* Goal
Make an exact copy of the data below, leaving out every picture.

* Data segment
--- start ---

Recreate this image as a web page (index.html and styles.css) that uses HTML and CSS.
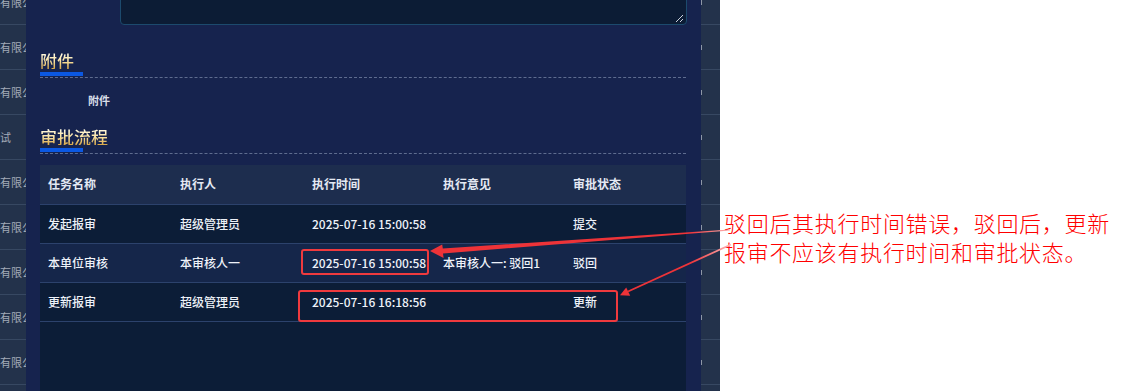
FILE: index.html
```html
<!DOCTYPE html>
<html lang="zh-CN">
<head>
    <meta charset="UTF-8">
    <meta name="viewport" content="width=device-width, initial-scale=1.0">
    <title>审批流程</title>
    <link rel="stylesheet" href="styles.css">
</head>
<body>

    <div class="shot">
        <div class="page">

            <!-- list behind the dialog, left edge -->
            <div class="back-list">
                <div class="back-row">有限公司</div>
                <div class="back-row">有限公司</div>
                <div class="back-row">有限公司</div>
                <div class="back-row">试</div>
                <div class="back-row">有限公司</div>
                <div class="back-row">有限公司</div>
                <div class="back-row">有限公司</div>
                <div class="back-row">有限公司</div>
                <div class="back-row">有限公司</div>
            </div>

            <!-- dialog -->
            <div class="modal">
                <div class="area-wrap">
                    <textarea class="area" readonly></textarea>
                    <svg class="grip" width="9" height="9" viewBox="0 0 9 9">
                        <path d="M1 8 L8 1 M5 8 L8 5" stroke="#c9d0dc" stroke-width="1"/>
                    </svg>
                </div>

                <div class="sec-head">
                    <div class="sec-title">附件</div>
                </div>
                <div class="file-label">附件</div>

                <div class="sec-head">
                    <div class="sec-title">审批流程</div>
                </div>

                <div class="flow">
                    <div class="flow-row head">
                        <div>任务名称</div>
                        <div>执行人</div>
                        <div>执行时间</div>
                        <div>执行意见</div>
                        <div>审批状态</div>
                    </div>
                    <div class="flow-row">
                        <div>发起报审</div>
                        <div>超级管理员</div>
                        <div>2025-07-16 15:00:58</div>
                        <div></div>
                        <div>提交</div>
                    </div>
                    <div class="flow-row stripe">
                        <div>本单位审核</div>
                        <div>本审核人一</div>
                        <div>2025-07-16 15:00:58</div>
                        <div>本审核人一: 驳回1</div>
                        <div>驳回</div>
                    </div>
                    <div class="flow-row">
                        <div>更新报审</div>
                        <div>超级管理员</div>
                        <div>2025-07-16 16:18:56</div>
                        <div></div>
                        <div>更新</div>
                    </div>
                </div>
            </div>

            <!-- list behind the dialog, right edge -->
            <div class="back-list right">
                <div class="back-row"><span class="tick"></span></div>
                <div class="back-row"><span class="tick"></span></div>
                <div class="back-row"><span class="tick"></span></div>
                <div class="back-row"><span class="tick"></span></div>
                <div class="back-row"><span class="tick"></span></div>
                <div class="back-row"><span class="tick"></span></div>
                <div class="back-row"><span class="tick"></span></div>
                <div class="back-row"><span class="tick"></span></div>
                <div class="back-row"><span class="tick"></span></div>
            </div>
        </div>

        <!-- annotation -->
        <div class="note">
            驳回后其执行时间错误，驳回后，更新<br>
            报审不应该有执行时间和审批状态。
        </div>

        <!-- red marks drawn over the screenshot -->
        <svg class="marks" width="1148" height="391" viewBox="0 0 1148 391">
            <defs>
                <linearGradient id="fade" gradientUnits="userSpaceOnUse" x1="690" y1="0" x2="735" y2="0">
                    <stop offset="0" stop-color="#ee3338"/>
                    <stop offset="1" stop-color="#ffc4c4"/>
                </linearGradient>
            </defs>
            <rect x="302" y="250" width="126" height="24" rx="2" fill="none" stroke="#f03a3e" stroke-width="2"/>
            <rect x="299" y="291" width="318" height="30" rx="2" fill="none" stroke="#f03a3e" stroke-width="2"/>
            <polygon points="730,229.4 730,230.6 443,253.4 443.6,258 430,251 442.2,244.4 442.8,248.6" fill="url(#fade)"/>
            <path d="M731 244.5 L628 291.5" stroke="url(#fade)" stroke-width="1.8" fill="none"/>
            <polygon points="620,295.2 626.2,287.4 630.2,295.8" fill="#ee3338"/>
        </svg>
    </div>

</body>
</html>
```

FILE: styles.css
```css
/* Base */
body {
    margin: 0;
    background-color: #ffffff;
    font-family: "Liberation Sans", "Noto Sans CJK SC", sans-serif;
    overflow: hidden;
}

.shot {
    position: relative;
    width: 1148px;
    height: 391px;
    display: flex;
}

.page {
    width: 720px;
    height: 391px;
    display: flex;
    overflow: hidden;
    flex-shrink: 0;
}

/* Rows of the list that sits behind the dialog */
.back-list {
    width: 26px;
    background-color: #23324b;
    overflow: hidden;
    flex-shrink: 0;
}

.back-list.right {
    width: 19px;
}

.back-row {
    height: 44px;
    border-bottom: 1px solid #374862;
    display: flex;
    align-items: center;
    white-space: nowrap;
    font-size: 11px;
    color: #a3abb8;
    font-family: "Noto Sans CJK SC", sans-serif;
}

.back-row:first-child {
    margin-top: -20px;
}

.tick {
    width: 1px;
    height: 5px;
    background-color: #8e97a6;
}

/* Dialog */
.modal {
    width: 675px;
    background-color: #16234e;
    padding: 0 15px 0 14px;
    box-sizing: border-box;
    flex-shrink: 0;
}

.area-wrap {
    position: relative;
    margin-left: 80px;
    margin-right: -1px;
    margin-top: -45px;
}

.area {
    display: block;
    width: 100%;
    height: 70px;
    box-sizing: border-box;
    background-color: #0c1c35;
    border: 1px solid #1c4a6d;
    border-radius: 4px;
    resize: none;
    outline: none;
}

.grip {
    position: absolute;
    right: 3px;
    bottom: 2px;
}

.sec-head {
    margin-top: 28px;
    padding-bottom: 1px;
    border-bottom: 1px dashed #5e6c8f;
}

.sec-head::after {
    content: "";
    display: block;
    width: 43px;
    height: 4px;
    background-color: #0b58e2;
}

.sec-title {
    font-family: "Noto Sans CJK SC", sans-serif;
    font-size: 17px;
    font-weight: 500;
    line-height: 16px;
    background: linear-gradient(180deg, #fffbe6 0%, #fbe3a2 50%, #d7a646 100%);
    -webkit-background-clip: text;
    background-clip: text;
    color: transparent;
    display: inline-block;
}

.file-label {
    margin-top: 12px;
    padding-left: 48px;
    font-size: 11px;
    line-height: 20px;
    font-weight: bold;
    color: #d9dee8;
    font-family: "Noto Sans CJK SC", sans-serif;
}

.file-label + .sec-head {
    margin-top: 19px;
}

/* Approval flow table */
.flow {
    margin-top: 11px;
    height: 260px;
    background-color: #0c1d37;
}

.flow-row {
    display: grid;
    grid-template-columns: 132px 132px 131px 130px 1fr;
    height: 38px;
    border-bottom: 1px solid #2c426c;
    align-items: center;
    font-family: "Noto Sans CJK SC", "Liberation Sans", sans-serif;
    font-size: 12px;
    font-weight: 500;
    color: #eef2f9;
}

.flow-row > div {
    padding-left: 8px;
    white-space: nowrap;
    margin-top: -2px;
}

.flow-row.head {
    height: 39px;
    background-color: #1d2d4e;
    color: #e4e9f3;
    font-weight: bold;
}

.flow-row.stripe {
    background-color: #15264a;
}

/* Annotation */
.note {
    padding: 208px 0 0 4px;
    font-family: "Noto Sans CJK SC", sans-serif;
    font-weight: 300;
    font-size: 22px;
    line-height: 29px;
    letter-spacing: 0.7px;
    color: #ff0000;
    white-space: nowrap;
}

.marks {
    position: absolute;
    left: 0;
    top: 0;
    pointer-events: none;
}
```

--- end ---

* Answer for this exercise
Recreate this image as a web page (index.html and styles.css) that uses HTML and CSS.
FILE: index.html
```html
<!DOCTYPE html>
<html lang="zh-CN">
<head>
    <meta charset="UTF-8">
    <meta name="viewport" content="width=device-width, initial-scale=1.0">
    <title>审批流程</title>
    <link rel="stylesheet" href="styles.css">
</head>
<body>

    <div class="shot">
        <div class="page">

            <!-- list behind the dialog, left edge -->
            <div class="back-list">
                <div class="back-row">有限公司</div>
                <div class="back-row">有限公司</div>
                <div class="back-row">有限公司</div>
                <div class="back-row">试</div>
                <div class="back-row">有限公司</div>
                <div class="back-row">有限公司</div>
                <div class="back-row">有限公司</div>
                <div class="back-row">有限公司</div>
                <div class="back-row">有限公司</div>
            </div>

            <!-- dialog -->
            <div class="modal">
                <div class="area-wrap">
                    <textarea class="area" readonly></textarea>
                    <svg class="grip" width="9" height="9" viewBox="0 0 9 9">
                        <path d="M1 8 L8 1 M5 8 L8 5" stroke="#c9d0dc" stroke-width="1"/>
                    </svg>
                </div>

                <div class="sec-head">
                    <div class="sec-title">附件</div>
                </div>
                <div class="file-label">附件</div>

                <div class="sec-head">
                    <div class="sec-title">审批流程</div>
                </div>

                <div class="flow">
                    <div class="flow-row head">
                        <div>任务名称</div>
                        <div>执行人</div>
                        <div>执行时间</div>
                        <div>执行意见</div>
                        <div>审批状态</div>
                    </div>
                    <div class="flow-row">
                        <div>发起报审</div>
                        <div>超级管理员</div>
                        <div>2025-07-16 15:00:58</div>
                        <div></div>
                        <div>提交</div>
                    </div>
                    <div class="flow-row stripe">
                        <div>本单位审核</div>
                        <div>本审核人一</div>
                        <div>2025-07-16 15:00:58</div>
                        <div>本审核人一: 驳回1</div>
                        <div>驳回</div>
                    </div>
                    <div class="flow-row">
                        <div>更新报审</div>
                        <div>超级管理员</div>
                        <div>2025-07-16 16:18:56</div>
                        <div></div>
                        <div>更新</div>
                    </div>
                </div>
            </div>

            <!-- list behind the dialog, right edge -->
            <div class="back-list right">
                <div class="back-row"><span class="tick"></span></div>
                <div class="back-row"><span class="tick"></span></div>
                <div class="back-row"><span class="tick"></span></div>
                <div class="back-row"><span class="tick"></span></div>
                <div class="back-row"><span class="tick"></span></div>
                <div class="back-row"><span class="tick"></span></div>
                <div class="back-row"><span class="tick"></span></div>
                <div class="back-row"><span class="tick"></span></div>
                <div class="back-row"><span class="tick"></span></div>
            </div>
        </div>

        <!-- annotation -->
        <div class="note">
            驳回后其执行时间错误，驳回后，更新<br>
            报审不应该有执行时间和审批状态。
        </div>

        <!-- red marks drawn over the screenshot -->
        <svg class="marks" width="1148" height="391" viewBox="0 0 1148 391">
            <defs>
                <linearGradient id="fade" gradientUnits="userSpaceOnUse" x1="690" y1="0" x2="735" y2="0">
                    <stop offset="0" stop-color="#ee3338"/>
                    <stop offset="1" stop-color="#ffc4c4"/>
                </linearGradient>
            </defs>
            <rect x="302" y="250" width="126" height="24" rx="2" fill="none" stroke="#f03a3e" stroke-width="2"/>
            <rect x="299" y="291" width="318" height="30" rx="2" fill="none" stroke="#f03a3e" stroke-width="2"/>
            <polygon points="730,229.4 730,230.6 443,253.4 443.6,258 430,251 442.2,244.4 442.8,248.6" fill="url(#fade)"/>
            <path d="M731 244.5 L628 291.5" stroke="url(#fade)" stroke-width="1.8" fill="none"/>
            <polygon points="620,295.2 626.2,287.4 630.2,295.8" fill="#ee3338"/>
        </svg>
    </div>

</body>
</html>
```

FILE: styles.css
```css
/* Base */
body {
    margin: 0;
    background-color: #ffffff;
    font-family: "Liberation Sans", "Noto Sans CJK SC", sans-serif;
    overflow: hidden;
}

.shot {
    position: relative;
    width: 1148px;
    height: 391px;
    display: flex;
}

.page {
    width: 720px;
    height: 391px;
    display: flex;
    overflow: hidden;
    flex-shrink: 0;
}

/* Rows of the list that sits behind the dialog */
.back-list {
    width: 26px;
    background-color: #23324b;
    overflow: hidden;
    flex-shrink: 0;
}

.back-list.right {
    width: 19px;
}

.back-row {
    height: 44px;
    border-bottom: 1px solid #374862;
    display: flex;
    align-items: center;
    white-space: nowrap;
    font-size: 11px;
    color: #a3abb8;
    font-family: "Noto Sans CJK SC", sans-serif;
}

.back-row:first-child {
    margin-top: -20px;
}

.tick {
    width: 1px;
    height: 5px;
    background-color: #8e97a6;
}

/* Dialog */
.modal {
    width: 675px;
    background-color: #16234e;
    padding: 0 15px 0 14px;
    box-sizing: border-box;
    flex-shrink: 0;
}

.area-wrap {
    position: relative;
    margin-left: 80px;
    margin-right: -1px;
    margin-top: -45px;
}

.area {
    display: block;
    width: 100%;
    height: 70px;
    box-sizing: border-box;
    background-color: #0c1c35;
    border: 1px solid #1c4a6d;
    border-radius: 4px;
    resize: none;
    outline: none;
}

.grip {
    position: absolute;
    right: 3px;
    bottom: 2px;
}

.sec-head {
    margin-top: 28px;
    padding-bottom: 1px;
    border-bottom: 1px dashed #5e6c8f;
}

.sec-head::after {
    content: "";
    display: block;
    width: 43px;
    height: 4px;
    background-color: #0b58e2;
}

.sec-title {
    font-family: "Noto Sans CJK SC", sans-serif;
    font-size: 17px;
    font-weight: 500;
    line-height: 16px;
    background: linear-gradient(180deg, #fffbe6 0%, #fbe3a2 50%, #d7a646 100%);
    -webkit-background-clip: text;
    background-clip: text;
    color: transparent;
    display: inline-block;
}

.file-label {
    margin-top: 12px;
    padding-left: 48px;
    font-size: 11px;
    line-height: 20px;
    font-weight: bold;
    color: #d9dee8;
    font-family: "Noto Sans CJK SC", sans-serif;
}

.file-label + .sec-head {
    margin-top: 19px;
}

/* Approval flow table */
.flow {
    margin-top: 11px;
    height: 260px;
    background-color: #0c1d37;
}

.flow-row {
    display: grid;
    grid-template-columns: 132px 132px 131px 130px 1fr;
    height: 38px;
    border-bottom: 1px solid #2c426c;
    align-items: center;
    font-family: "Noto Sans CJK SC", "Liberation Sans", sans-serif;
    font-size: 12px;
    font-weight: 500;
    color: #eef2f9;
}

.flow-row > div {
    padding-left: 8px;
    white-space: nowrap;
    margin-top: -2px;
}

.flow-row.head {
    height: 39px;
    background-color: #1d2d4e;
    color: #e4e9f3;
    font-weight: bold;
}

.flow-row.stripe {
    background-color: #15264a;
}

/* Annotation */
.note {
    padding: 208px 0 0 4px;
    font-family: "Noto Sans CJK SC", sans-serif;
    font-weight: 300;
    font-size: 22px;
    line-height: 29px;
    letter-spacing: 0.7px;
    color: #ff0000;
    white-space: nowrap;
}

.marks {
    position: absolute;
    left: 0;
    top: 0;
    pointer-events: none;
}
```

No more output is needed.